**Goal of the exercise**
Select lines where the word "Write" appears.

**Supplied records**
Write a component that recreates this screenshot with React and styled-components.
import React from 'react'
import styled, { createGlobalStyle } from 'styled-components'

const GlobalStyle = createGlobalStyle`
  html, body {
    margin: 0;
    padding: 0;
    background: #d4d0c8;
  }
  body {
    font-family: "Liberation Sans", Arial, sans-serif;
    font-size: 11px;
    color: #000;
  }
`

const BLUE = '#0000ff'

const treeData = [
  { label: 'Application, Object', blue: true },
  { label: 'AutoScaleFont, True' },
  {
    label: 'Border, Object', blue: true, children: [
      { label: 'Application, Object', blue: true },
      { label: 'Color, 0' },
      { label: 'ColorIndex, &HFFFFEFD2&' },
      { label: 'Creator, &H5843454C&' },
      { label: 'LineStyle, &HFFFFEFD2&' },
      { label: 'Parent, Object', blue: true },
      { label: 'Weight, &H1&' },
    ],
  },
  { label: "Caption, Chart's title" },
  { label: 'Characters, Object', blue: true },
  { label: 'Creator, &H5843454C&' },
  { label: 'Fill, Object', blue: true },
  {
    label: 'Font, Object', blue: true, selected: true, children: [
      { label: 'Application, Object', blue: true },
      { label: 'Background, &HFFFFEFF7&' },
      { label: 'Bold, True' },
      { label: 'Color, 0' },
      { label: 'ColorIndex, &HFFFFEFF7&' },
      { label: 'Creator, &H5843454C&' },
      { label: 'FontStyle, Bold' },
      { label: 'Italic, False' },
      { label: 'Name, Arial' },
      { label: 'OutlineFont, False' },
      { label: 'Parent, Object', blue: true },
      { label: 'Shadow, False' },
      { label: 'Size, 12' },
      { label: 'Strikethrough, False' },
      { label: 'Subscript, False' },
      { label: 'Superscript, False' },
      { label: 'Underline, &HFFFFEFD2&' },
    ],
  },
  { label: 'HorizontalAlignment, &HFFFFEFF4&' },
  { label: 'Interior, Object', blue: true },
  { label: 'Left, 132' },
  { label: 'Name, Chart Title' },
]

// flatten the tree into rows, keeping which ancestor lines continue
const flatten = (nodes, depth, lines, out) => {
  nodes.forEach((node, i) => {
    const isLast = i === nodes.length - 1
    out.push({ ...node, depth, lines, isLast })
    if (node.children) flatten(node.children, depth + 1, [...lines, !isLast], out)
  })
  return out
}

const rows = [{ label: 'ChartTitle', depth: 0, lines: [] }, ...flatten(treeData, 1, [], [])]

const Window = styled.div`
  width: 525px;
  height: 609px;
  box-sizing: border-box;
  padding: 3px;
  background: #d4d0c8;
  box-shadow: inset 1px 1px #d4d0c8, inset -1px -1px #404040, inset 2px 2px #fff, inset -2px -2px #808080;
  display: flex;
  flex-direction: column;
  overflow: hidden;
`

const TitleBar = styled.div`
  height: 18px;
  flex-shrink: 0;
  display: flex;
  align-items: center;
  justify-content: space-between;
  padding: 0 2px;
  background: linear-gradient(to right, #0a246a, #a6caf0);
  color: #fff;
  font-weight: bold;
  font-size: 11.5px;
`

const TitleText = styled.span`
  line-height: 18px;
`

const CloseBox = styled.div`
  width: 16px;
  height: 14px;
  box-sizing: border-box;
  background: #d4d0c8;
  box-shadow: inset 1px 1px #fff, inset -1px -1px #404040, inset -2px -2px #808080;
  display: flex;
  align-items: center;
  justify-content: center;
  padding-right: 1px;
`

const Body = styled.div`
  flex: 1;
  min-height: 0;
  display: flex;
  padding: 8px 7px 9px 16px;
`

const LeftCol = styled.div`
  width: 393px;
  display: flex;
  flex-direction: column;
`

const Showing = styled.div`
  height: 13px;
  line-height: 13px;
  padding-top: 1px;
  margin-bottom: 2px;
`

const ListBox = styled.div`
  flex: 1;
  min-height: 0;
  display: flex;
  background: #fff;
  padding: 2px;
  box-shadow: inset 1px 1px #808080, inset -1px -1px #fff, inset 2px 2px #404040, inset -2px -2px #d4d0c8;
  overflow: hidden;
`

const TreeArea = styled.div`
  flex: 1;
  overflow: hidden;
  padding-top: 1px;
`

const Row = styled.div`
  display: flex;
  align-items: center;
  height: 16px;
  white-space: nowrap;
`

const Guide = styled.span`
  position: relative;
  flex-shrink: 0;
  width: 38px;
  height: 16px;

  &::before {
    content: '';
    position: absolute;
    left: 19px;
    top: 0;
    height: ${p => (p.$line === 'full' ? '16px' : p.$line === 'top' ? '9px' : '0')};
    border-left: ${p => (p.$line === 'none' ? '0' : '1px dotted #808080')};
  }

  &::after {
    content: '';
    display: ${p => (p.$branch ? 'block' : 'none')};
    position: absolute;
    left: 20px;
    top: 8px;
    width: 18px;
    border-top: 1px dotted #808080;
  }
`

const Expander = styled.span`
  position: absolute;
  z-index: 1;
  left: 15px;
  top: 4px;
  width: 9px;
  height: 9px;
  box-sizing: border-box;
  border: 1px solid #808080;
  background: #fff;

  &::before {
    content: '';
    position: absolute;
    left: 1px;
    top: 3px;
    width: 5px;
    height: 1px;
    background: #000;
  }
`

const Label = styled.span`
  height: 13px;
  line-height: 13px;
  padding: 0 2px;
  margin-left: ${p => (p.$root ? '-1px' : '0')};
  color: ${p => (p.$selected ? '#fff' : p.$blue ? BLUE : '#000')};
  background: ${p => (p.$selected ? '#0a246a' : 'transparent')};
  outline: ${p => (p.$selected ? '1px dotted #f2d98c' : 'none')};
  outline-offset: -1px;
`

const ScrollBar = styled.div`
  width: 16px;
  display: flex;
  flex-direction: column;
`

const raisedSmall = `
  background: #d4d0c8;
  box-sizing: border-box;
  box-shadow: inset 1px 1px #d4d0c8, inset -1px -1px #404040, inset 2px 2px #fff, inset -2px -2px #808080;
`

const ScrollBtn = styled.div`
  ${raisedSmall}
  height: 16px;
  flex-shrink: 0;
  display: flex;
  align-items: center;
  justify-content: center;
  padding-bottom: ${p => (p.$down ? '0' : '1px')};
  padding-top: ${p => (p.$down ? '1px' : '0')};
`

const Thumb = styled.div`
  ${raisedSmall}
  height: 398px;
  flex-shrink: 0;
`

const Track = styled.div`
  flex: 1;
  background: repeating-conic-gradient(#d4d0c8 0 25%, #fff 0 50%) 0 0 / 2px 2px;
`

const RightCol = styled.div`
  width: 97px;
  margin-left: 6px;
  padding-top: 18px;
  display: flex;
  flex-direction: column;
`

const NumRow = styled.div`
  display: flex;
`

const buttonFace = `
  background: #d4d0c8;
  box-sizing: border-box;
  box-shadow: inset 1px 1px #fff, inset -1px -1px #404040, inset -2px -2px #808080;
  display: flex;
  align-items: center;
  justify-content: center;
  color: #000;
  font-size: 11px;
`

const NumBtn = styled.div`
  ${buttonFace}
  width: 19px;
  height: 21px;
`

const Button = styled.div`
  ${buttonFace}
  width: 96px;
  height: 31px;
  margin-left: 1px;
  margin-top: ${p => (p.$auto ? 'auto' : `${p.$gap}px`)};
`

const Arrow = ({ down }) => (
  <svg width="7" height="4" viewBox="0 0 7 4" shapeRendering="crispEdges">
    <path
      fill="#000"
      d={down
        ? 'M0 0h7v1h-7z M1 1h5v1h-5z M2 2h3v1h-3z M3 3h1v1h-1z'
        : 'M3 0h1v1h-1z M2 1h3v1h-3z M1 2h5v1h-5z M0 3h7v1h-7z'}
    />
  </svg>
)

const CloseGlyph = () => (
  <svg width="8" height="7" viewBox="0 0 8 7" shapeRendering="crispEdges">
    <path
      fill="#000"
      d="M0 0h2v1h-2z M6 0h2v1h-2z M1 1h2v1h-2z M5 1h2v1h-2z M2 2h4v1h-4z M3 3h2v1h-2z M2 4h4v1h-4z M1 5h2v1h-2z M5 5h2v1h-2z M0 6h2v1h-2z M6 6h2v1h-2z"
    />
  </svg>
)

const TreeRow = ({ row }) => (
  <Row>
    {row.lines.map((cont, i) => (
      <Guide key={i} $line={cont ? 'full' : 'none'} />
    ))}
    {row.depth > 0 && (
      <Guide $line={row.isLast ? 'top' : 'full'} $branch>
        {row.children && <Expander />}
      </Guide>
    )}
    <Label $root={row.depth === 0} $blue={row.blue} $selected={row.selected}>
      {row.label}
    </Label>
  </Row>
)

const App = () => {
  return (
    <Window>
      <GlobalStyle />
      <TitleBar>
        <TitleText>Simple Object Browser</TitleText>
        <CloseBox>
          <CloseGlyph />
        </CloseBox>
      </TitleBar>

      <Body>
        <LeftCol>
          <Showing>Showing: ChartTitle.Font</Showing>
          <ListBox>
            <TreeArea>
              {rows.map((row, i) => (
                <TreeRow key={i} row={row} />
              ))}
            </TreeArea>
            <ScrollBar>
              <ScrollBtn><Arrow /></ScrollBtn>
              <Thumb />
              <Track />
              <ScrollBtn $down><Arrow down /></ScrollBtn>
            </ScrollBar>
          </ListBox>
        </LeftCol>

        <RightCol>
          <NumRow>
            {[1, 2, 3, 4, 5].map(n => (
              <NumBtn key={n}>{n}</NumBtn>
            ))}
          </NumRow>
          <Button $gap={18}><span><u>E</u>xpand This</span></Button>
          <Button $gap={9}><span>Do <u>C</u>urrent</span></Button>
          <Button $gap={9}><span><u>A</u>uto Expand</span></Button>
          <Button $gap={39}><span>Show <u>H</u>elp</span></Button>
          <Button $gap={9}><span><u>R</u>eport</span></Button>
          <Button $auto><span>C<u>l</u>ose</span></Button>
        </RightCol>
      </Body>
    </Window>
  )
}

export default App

...

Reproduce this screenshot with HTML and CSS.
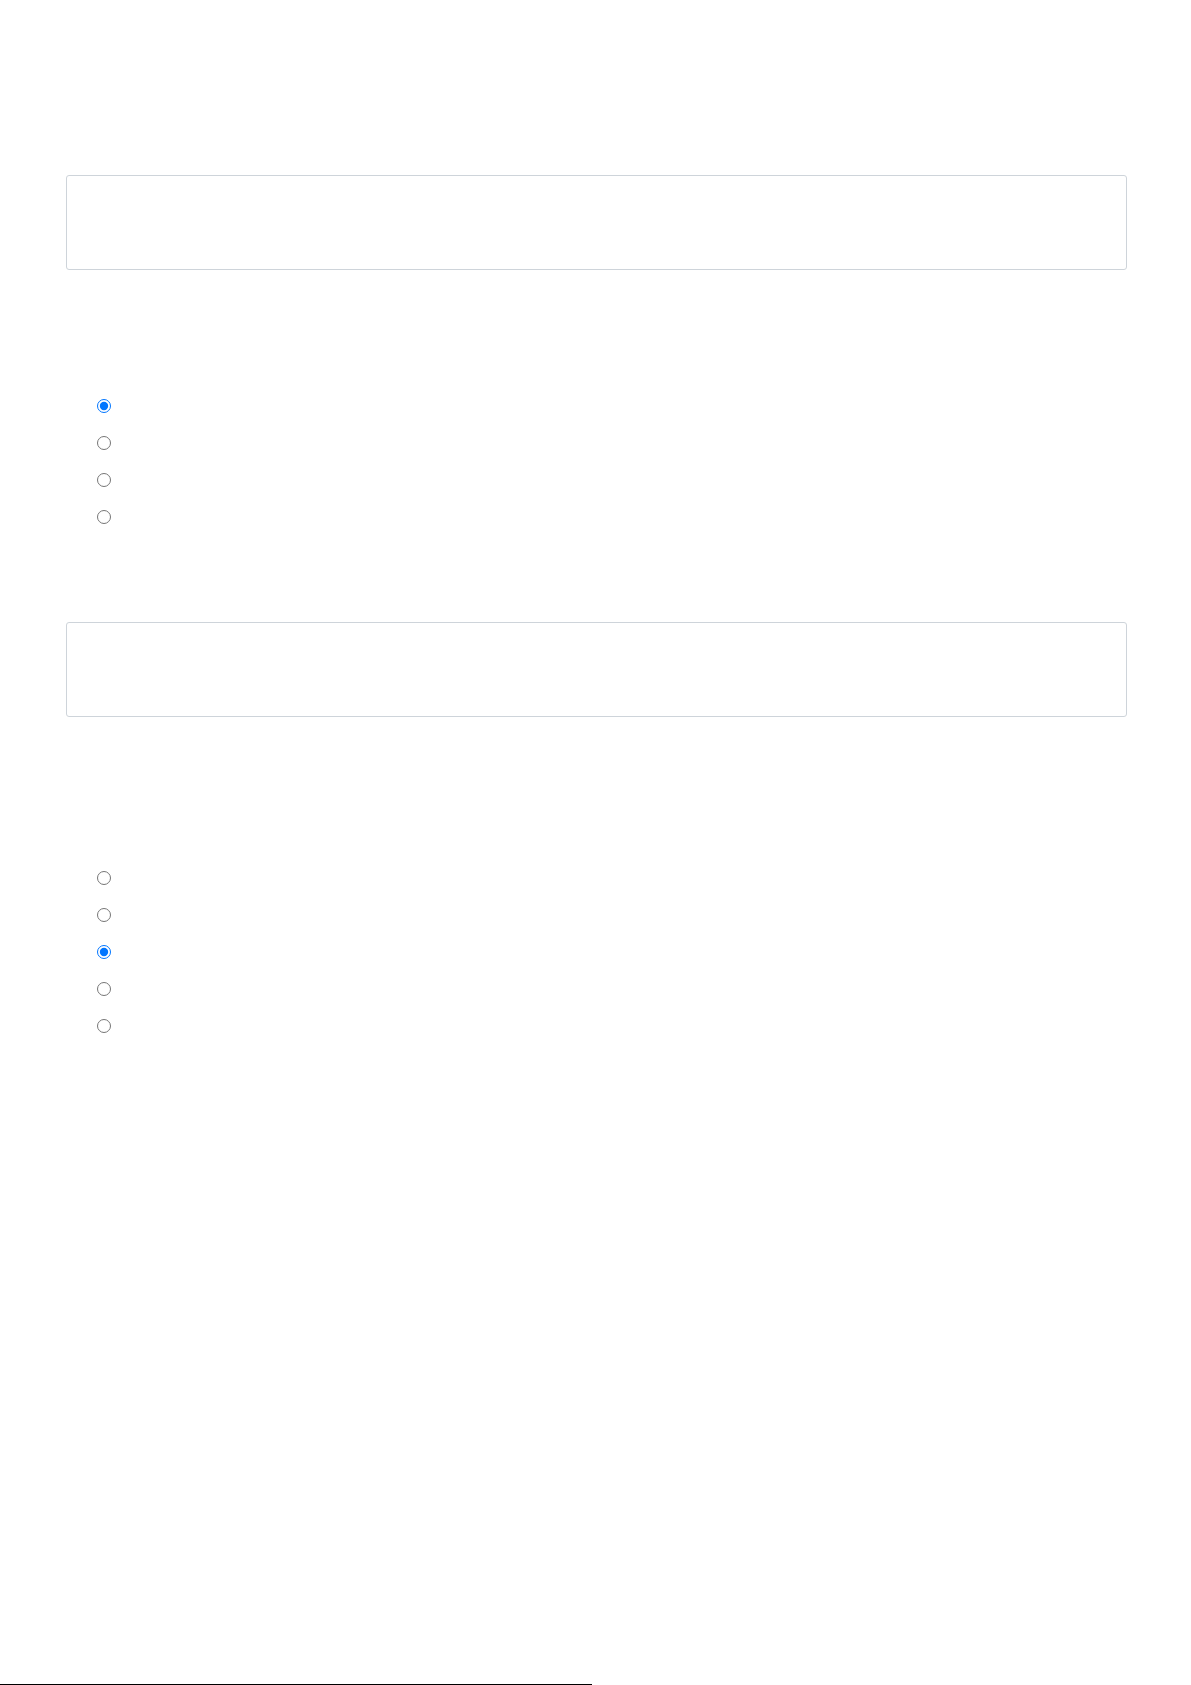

* * *

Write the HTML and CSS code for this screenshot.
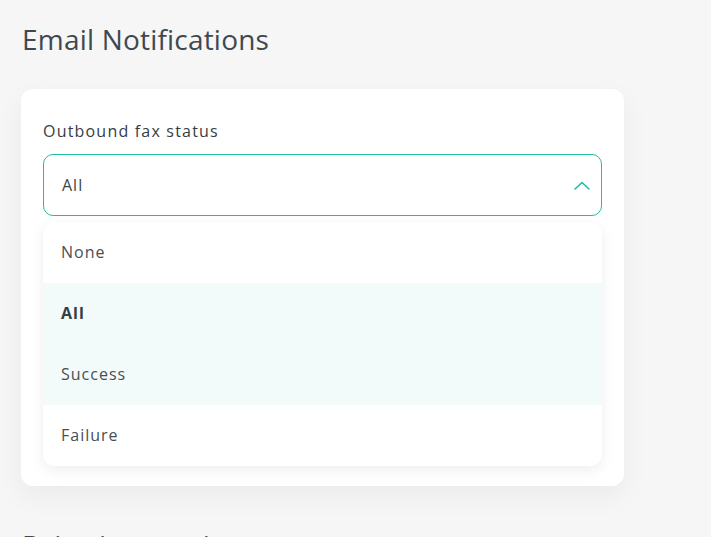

**Output**
Write a component that recreates this screenshot with React and styled-components.
Write the HTML and CSS code for this screenshot.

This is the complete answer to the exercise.